"When the vaccine first rolled out, it was not marketed well," said Tamika Felder, a cervical cancer survivor and founder and chief visionary officer of the nonprofit organization Cervivor.
The FDA's original approval for girls only was part of the problem, Felder said. Additionally, because HPV is a sexually transmitted infection (STI), the vaccine quickly became known as a "sex vaccine," which caused hesitation on the part of some parents.
"I don't want little Johnny and Jill having sex early because they got this vaccine," Felder described as the reaction doctors often encountered from parents early on.
I can attest to that. I remember my mom telling me only people who were having "premarital sex" needed a vaccine like that.
Others had similar experiences.
Lydia, who turned 30 last year, was just the right age to receive the vaccine when it was first released. "My family doctor was excited at the idea that I would be able to get it, and from the little that I knew about it, it seemed like a good idea to me, as well," she recalled. But her grandmother, who was her legal guardian at the time, felt differently.
"My grandma was pretty strictly focused on total premarital abstinence," Lydia said, "So, she didn't see a reason for me to get the HPV vaccine if I wasn't going to be having sex (which, in her mind, I absolutely wasn't). A little ironically, my sister, seven years older than me, had just been diagnosed with HPV."

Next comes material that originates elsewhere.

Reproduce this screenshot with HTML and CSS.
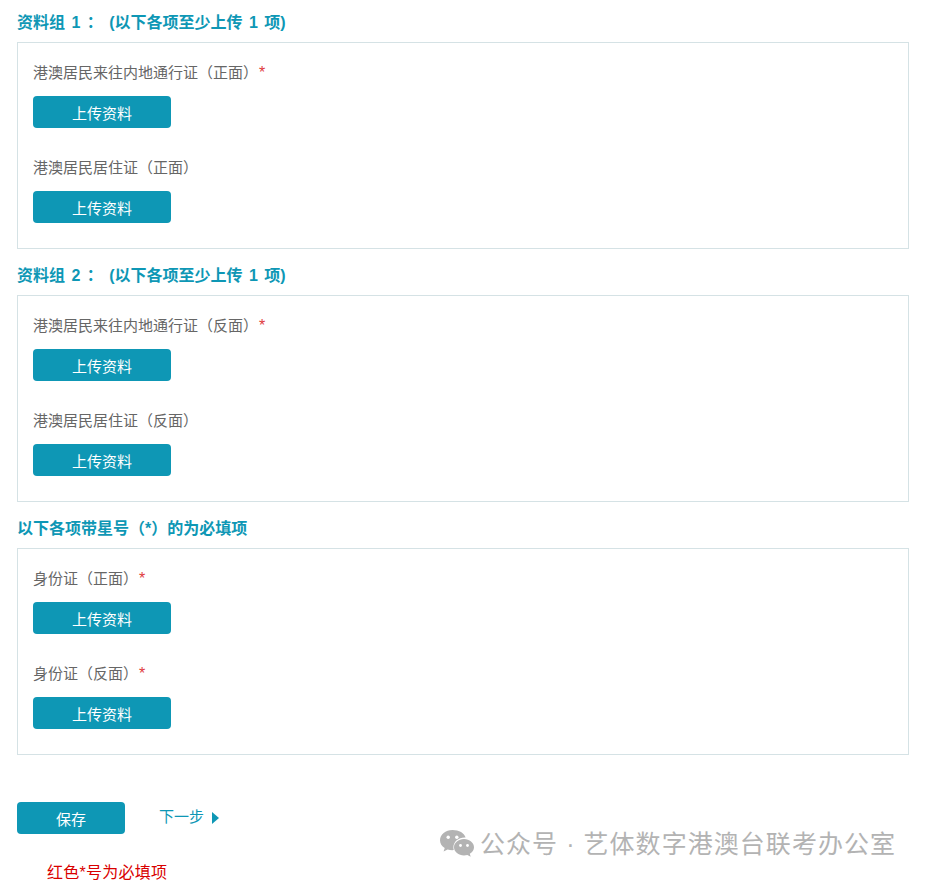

Her grandmother also worried about the newness of the vaccine and what potential side effects there might be down the road. So, Lydia didn't get the vaccine. As the years progressed, lack of transportation and health insurance prevented her from having regular doctor's visits. "Now that I'm a Real Adult, I have great insurance," Lydia told me, "and my last yearly pap smear showed that I have, in fact, picked up HPV at some point, and one of the dicier versions of it, to boot."